The last [concern] comes from being in California. We’re wondering what the trial lawyers are going to find and what happens in a few years.”
— David Landsberg, CFO, Panda Restaurant Group, parent company to the 1,500-unit quick-service Panda Express chain based in Rosemead, Calif.
“The headlines [about Darden moving to more part-time employees] have been sensationalized. We’re an 180,000-plus-employee organization. This is the law. We definitely have health care issues that need to be addressed and the costs of being self-insured have gone up. Our concern is getting a clearer understanding. There are still a lot of unknowns. We need the regulators to move swiftly and consistently.
To me, it’s compliance that will be very challenging. It’s confusing and a massive change. We offer health care to all employees, depending on their needs, and that goes away. There’s a lot employees will have to go through. Compliance will be very significant and very disruptive.

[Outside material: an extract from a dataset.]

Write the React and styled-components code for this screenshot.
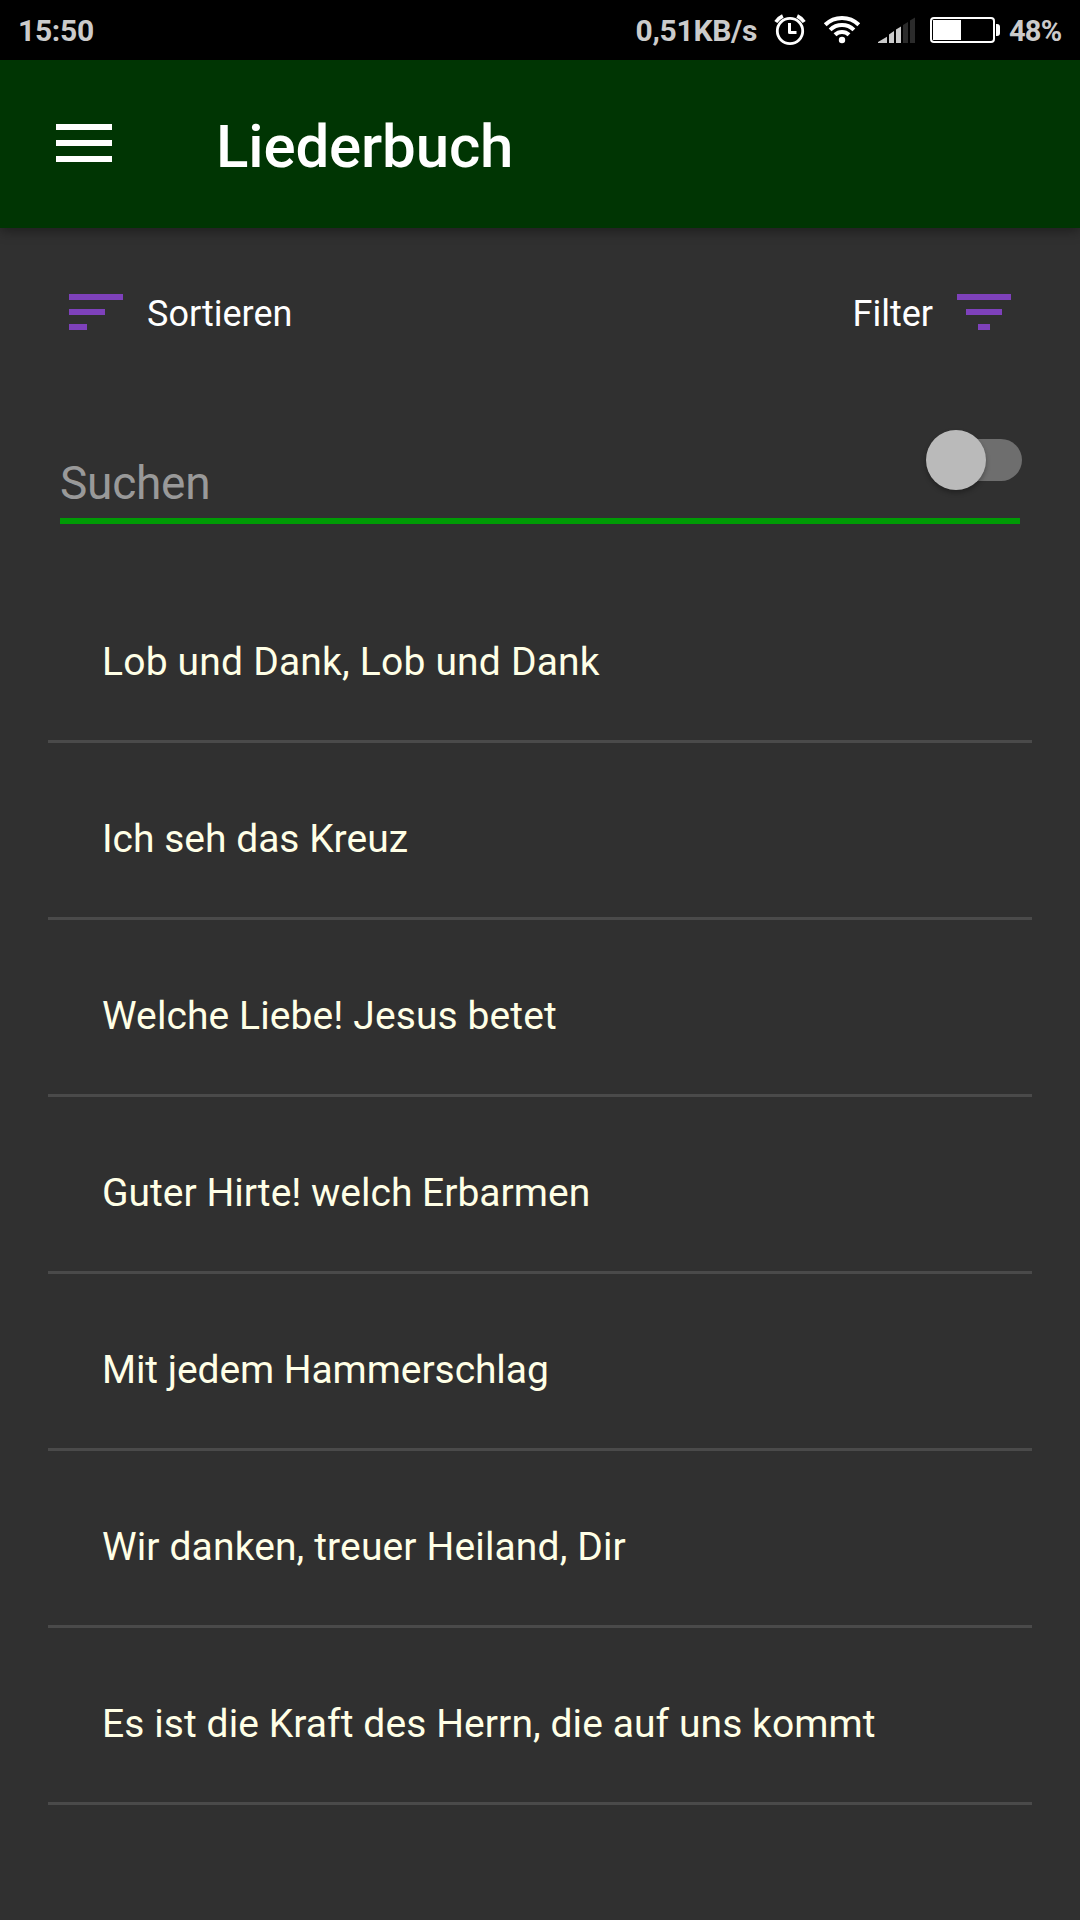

[On the discussion of part-time employees], we’re already a large part-time employer. Seventy-five percent of our employees are part-time already. [Any] policy change will affect employees that work 30 to 35 hours. … Our industry has met the needs of a lot of employees who want to work part time. We as an industry have met that need, and so the economic reality is very, very challenging. They may need to move above 40 [hours] or less than 30. It could be hard to get those folks to move up. … If that’s the reality can we maintain guest satisfaction? Can we maintain employee engagement? We value that significantly. [The answer will] come from surveying our frontline employees. This is where we are today. There are still a lot more rules to understand, and now we have to take time from other things to address them.”
— Brad Richmond, senior vice president and CFO, Darden Restaurants Inc., the Orlando-based operator of more than 2,000 restaurants under the Red Lobster, Olive Garden, LongHorn Steakhouse, and other brands
The Restaurant Finance & Development Conference is produced by Restaurant Finance Monitor and Franchise Times and drew nearly 2,000 attendees.